** START Materials provided **

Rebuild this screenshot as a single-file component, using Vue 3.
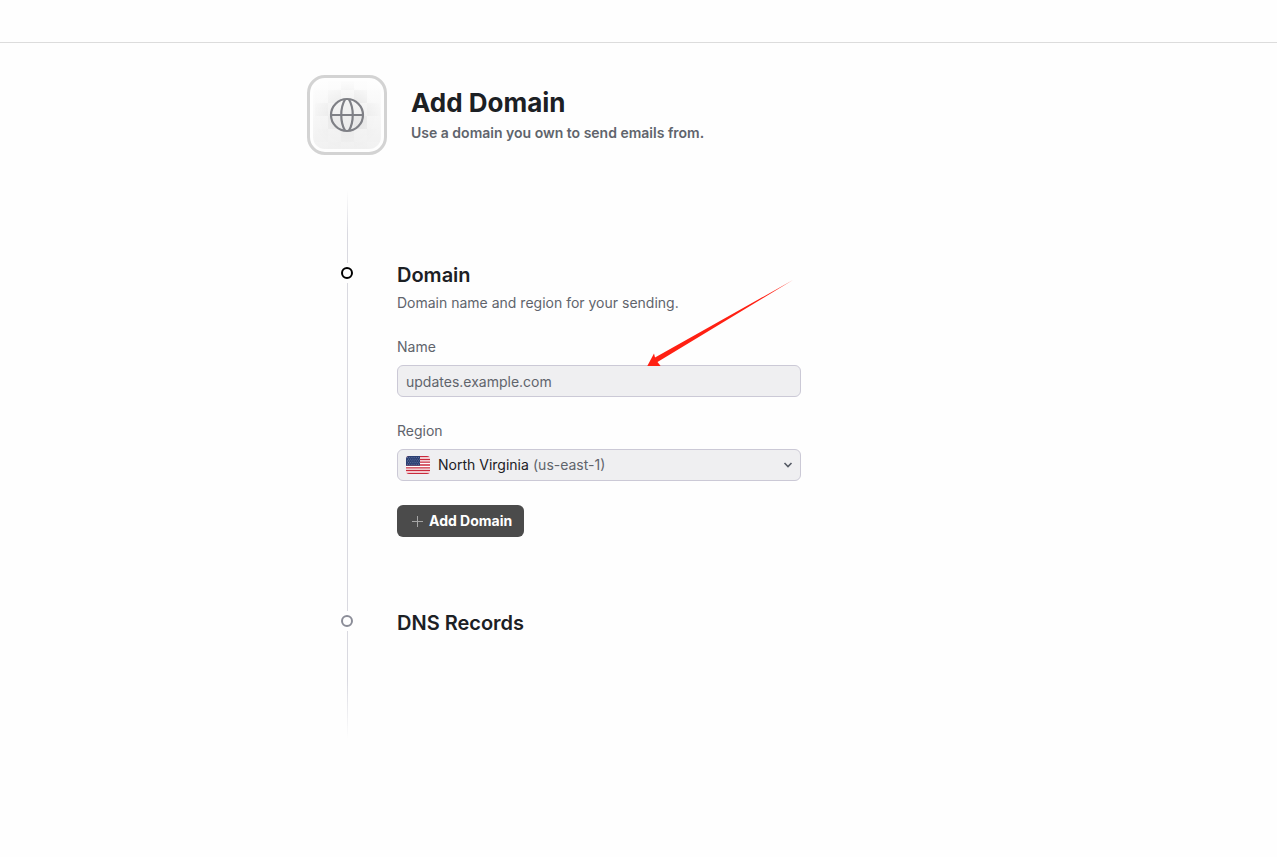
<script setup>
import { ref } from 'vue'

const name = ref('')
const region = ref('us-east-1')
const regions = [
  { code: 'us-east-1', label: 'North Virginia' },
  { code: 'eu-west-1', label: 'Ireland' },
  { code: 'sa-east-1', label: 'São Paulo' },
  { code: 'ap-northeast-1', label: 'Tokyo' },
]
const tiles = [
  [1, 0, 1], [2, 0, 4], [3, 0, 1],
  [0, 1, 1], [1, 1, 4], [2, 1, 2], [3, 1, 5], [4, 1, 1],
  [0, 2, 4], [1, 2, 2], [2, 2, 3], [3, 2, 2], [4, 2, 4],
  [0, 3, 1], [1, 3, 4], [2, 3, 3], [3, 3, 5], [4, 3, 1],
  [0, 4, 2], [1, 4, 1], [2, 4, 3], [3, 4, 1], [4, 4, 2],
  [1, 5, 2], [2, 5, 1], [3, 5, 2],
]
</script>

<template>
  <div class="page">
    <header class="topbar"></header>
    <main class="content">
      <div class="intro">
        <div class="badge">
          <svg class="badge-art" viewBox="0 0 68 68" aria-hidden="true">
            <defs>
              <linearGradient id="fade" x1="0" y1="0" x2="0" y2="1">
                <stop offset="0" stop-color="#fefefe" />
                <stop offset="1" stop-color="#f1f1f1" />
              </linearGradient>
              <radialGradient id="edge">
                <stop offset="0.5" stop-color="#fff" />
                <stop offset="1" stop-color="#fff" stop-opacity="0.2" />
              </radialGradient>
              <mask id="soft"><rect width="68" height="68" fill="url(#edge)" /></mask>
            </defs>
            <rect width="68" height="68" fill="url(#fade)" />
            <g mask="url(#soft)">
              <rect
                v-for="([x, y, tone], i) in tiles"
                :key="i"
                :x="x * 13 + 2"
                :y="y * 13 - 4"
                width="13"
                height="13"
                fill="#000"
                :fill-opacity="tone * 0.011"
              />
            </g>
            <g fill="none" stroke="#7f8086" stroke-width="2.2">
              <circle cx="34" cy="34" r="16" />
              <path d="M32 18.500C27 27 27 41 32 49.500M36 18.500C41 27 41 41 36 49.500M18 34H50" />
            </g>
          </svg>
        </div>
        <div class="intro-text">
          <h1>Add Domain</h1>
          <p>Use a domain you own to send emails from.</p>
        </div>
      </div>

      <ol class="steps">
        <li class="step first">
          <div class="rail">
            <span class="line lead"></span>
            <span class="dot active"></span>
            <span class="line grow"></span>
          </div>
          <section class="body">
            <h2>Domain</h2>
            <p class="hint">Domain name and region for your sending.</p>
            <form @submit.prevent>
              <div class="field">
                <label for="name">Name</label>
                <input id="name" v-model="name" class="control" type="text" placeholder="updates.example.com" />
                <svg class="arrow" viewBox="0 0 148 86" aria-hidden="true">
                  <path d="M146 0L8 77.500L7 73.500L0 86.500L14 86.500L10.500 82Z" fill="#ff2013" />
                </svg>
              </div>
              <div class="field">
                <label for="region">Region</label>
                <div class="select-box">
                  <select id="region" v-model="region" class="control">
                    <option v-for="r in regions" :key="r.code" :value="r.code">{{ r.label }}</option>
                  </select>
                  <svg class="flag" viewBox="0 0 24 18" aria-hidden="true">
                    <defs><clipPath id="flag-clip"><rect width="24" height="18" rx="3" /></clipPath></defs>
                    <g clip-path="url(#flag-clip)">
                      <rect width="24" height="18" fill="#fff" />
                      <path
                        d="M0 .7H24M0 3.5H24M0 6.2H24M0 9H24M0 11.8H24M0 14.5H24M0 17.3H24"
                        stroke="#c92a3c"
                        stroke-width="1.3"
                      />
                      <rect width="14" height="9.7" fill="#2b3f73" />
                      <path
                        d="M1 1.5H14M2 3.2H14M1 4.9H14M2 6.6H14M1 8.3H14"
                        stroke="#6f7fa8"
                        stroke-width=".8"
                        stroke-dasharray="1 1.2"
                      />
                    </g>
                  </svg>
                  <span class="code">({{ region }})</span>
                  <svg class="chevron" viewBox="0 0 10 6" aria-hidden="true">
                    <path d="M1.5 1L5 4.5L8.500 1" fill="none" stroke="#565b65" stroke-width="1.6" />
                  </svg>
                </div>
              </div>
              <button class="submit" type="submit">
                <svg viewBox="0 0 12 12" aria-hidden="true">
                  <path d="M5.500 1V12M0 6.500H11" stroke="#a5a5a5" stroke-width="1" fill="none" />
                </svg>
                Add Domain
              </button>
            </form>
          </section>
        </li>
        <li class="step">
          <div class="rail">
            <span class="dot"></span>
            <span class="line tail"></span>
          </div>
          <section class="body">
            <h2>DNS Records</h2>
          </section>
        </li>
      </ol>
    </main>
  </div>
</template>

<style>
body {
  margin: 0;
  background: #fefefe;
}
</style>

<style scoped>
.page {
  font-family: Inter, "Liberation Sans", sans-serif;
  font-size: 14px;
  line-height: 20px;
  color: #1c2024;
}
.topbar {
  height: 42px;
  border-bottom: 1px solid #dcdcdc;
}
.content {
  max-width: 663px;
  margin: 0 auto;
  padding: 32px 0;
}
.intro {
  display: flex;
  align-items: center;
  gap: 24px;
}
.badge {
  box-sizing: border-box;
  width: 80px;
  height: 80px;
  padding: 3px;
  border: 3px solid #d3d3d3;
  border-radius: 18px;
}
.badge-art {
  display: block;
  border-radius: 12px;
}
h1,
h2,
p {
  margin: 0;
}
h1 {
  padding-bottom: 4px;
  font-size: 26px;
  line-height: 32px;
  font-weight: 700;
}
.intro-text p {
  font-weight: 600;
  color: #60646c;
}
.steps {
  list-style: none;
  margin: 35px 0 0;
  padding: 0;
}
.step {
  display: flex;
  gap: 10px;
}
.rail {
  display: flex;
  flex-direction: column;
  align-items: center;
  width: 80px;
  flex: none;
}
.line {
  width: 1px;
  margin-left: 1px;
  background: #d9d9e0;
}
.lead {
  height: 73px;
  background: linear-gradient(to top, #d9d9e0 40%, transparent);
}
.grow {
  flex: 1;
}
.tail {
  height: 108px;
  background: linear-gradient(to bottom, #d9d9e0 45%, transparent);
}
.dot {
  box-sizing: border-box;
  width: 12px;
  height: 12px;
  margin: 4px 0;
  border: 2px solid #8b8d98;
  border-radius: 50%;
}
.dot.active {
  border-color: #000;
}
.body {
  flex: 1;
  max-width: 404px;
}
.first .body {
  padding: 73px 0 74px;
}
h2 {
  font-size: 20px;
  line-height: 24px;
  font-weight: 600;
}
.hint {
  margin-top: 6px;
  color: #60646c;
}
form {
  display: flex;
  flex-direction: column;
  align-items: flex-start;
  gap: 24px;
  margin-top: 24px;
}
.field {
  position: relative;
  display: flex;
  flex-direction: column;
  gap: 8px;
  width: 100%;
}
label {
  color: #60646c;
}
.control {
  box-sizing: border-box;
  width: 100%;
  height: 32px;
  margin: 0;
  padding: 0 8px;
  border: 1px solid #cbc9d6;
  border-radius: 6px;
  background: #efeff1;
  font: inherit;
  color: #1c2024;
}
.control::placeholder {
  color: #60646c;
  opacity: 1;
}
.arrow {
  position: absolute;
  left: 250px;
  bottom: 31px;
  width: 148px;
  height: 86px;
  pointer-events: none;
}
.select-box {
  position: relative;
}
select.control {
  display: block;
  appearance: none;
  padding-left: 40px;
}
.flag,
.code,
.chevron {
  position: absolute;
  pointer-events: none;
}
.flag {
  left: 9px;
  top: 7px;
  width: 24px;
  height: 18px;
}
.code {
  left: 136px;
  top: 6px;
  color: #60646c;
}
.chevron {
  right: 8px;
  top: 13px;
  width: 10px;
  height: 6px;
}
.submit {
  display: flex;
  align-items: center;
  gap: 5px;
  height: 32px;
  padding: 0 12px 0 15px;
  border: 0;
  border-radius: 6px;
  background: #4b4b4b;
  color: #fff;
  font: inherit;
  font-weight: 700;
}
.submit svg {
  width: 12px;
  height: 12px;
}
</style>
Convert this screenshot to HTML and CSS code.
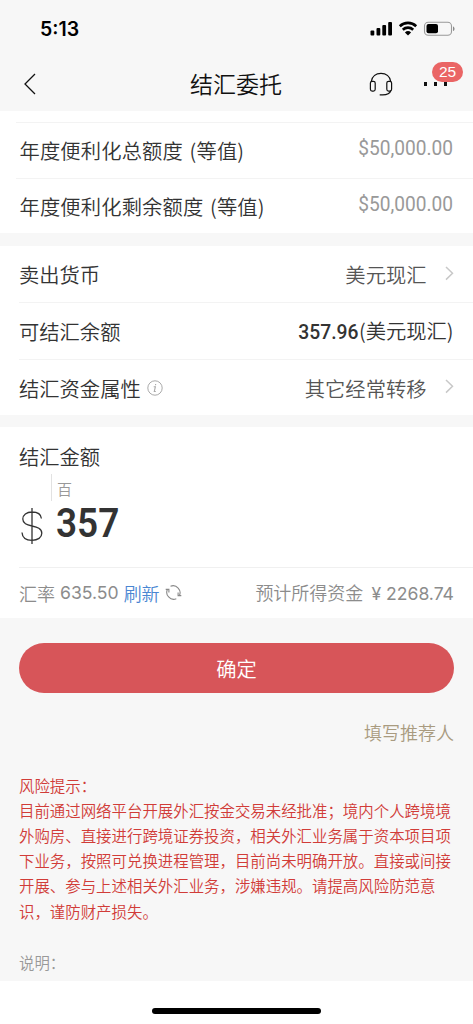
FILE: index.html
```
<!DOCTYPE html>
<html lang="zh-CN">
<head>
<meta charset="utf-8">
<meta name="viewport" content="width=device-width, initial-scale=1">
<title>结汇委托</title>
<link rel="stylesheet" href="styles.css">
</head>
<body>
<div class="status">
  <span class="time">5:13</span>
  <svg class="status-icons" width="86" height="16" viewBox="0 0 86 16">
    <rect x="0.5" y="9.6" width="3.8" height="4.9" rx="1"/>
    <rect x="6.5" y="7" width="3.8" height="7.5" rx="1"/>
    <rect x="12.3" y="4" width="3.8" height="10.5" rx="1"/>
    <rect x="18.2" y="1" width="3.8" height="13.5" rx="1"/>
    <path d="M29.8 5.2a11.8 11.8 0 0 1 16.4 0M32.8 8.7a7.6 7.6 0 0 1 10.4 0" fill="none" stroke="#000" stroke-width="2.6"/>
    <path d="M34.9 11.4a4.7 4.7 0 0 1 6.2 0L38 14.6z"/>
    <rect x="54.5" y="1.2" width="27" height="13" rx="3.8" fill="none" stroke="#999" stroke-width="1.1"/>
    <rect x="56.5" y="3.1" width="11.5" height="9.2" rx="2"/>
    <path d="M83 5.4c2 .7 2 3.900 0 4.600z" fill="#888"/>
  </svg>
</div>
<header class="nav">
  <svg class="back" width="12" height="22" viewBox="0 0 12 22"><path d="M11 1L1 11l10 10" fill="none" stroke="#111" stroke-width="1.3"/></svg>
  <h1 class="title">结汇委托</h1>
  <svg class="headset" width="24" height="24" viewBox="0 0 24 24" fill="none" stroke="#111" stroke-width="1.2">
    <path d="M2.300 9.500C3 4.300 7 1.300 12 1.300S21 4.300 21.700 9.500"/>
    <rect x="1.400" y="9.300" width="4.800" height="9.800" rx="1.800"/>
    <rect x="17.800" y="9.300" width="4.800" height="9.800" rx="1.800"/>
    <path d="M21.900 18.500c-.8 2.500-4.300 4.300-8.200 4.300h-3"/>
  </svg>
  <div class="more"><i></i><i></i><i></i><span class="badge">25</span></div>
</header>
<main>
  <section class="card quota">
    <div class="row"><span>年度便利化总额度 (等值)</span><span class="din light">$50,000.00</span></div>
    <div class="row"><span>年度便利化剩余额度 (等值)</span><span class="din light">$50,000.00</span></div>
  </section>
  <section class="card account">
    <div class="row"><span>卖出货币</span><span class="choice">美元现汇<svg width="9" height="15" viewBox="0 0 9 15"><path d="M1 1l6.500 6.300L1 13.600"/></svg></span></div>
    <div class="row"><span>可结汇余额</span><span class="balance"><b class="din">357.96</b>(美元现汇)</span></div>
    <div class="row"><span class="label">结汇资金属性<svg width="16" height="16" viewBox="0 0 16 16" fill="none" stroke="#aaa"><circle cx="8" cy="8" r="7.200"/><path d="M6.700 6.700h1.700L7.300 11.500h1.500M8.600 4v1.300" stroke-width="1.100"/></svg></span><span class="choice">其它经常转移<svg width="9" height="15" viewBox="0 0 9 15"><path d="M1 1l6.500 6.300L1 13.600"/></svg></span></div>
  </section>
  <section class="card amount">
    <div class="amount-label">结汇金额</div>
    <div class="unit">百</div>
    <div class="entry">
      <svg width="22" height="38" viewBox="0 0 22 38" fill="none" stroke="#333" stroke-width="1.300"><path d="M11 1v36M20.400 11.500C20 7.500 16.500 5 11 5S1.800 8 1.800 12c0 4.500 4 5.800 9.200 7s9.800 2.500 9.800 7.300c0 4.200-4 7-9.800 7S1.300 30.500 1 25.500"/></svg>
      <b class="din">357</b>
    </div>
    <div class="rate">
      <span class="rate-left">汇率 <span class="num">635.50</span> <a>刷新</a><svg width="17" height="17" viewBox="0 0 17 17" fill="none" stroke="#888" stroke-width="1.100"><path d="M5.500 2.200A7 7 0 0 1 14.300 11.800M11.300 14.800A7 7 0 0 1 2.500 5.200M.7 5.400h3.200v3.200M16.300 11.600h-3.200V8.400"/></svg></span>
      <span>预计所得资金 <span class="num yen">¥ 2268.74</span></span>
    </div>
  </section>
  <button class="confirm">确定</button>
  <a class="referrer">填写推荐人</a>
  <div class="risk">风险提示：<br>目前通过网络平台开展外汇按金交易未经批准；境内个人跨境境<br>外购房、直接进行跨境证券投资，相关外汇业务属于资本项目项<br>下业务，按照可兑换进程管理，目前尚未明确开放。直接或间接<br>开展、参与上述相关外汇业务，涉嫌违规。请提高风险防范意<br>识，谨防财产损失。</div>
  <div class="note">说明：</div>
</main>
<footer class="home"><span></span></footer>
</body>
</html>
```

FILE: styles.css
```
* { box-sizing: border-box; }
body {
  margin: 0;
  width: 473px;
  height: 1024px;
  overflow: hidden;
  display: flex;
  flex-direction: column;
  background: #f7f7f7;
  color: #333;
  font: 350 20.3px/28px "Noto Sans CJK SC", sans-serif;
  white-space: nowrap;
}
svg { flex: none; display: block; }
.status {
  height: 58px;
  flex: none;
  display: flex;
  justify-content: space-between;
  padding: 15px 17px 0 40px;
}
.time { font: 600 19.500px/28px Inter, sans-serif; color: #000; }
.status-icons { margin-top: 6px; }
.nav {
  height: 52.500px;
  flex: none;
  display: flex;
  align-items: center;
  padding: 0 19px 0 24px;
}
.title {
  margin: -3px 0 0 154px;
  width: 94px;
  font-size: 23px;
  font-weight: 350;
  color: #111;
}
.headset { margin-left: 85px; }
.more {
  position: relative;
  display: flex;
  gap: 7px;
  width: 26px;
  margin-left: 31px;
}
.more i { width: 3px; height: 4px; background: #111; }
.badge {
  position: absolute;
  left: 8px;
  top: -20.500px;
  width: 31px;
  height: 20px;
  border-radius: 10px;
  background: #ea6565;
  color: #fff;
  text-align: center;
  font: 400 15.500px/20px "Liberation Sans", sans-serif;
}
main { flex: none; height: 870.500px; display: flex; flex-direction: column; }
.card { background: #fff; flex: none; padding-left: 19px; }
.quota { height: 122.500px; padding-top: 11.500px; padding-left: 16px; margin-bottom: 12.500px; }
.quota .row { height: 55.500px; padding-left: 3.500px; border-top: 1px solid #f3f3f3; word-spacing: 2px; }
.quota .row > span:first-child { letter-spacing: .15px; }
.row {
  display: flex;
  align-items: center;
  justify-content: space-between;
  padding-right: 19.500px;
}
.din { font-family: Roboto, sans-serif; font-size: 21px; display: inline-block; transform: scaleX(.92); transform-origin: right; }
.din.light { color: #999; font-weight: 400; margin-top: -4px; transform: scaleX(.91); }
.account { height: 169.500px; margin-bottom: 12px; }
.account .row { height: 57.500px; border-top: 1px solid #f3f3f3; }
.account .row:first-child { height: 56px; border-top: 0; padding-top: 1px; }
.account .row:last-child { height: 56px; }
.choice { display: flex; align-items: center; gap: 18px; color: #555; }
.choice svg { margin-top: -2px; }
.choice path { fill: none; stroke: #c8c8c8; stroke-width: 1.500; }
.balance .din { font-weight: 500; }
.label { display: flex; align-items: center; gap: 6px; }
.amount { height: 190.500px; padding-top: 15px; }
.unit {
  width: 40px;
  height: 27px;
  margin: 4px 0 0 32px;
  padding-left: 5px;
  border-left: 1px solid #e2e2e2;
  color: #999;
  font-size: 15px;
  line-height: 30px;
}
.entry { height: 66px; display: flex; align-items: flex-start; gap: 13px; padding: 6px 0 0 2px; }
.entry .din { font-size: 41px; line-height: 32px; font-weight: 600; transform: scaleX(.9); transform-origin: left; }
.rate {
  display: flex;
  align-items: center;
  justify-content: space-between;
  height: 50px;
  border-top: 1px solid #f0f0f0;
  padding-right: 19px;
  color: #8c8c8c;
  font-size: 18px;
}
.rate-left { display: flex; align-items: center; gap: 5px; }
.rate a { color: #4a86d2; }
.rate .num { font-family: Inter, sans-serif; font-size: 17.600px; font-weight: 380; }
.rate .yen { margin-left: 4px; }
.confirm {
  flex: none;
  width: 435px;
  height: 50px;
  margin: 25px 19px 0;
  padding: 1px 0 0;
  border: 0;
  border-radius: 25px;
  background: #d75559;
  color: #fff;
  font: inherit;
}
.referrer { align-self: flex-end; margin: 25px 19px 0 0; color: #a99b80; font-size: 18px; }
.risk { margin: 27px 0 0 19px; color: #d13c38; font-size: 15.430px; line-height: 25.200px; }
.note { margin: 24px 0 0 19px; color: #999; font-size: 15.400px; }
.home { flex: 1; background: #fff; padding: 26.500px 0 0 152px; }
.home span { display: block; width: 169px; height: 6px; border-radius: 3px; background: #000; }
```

** END Materials provided **

Short exercise: Report only the count of lines that include the string "screenshot".

Task response: 2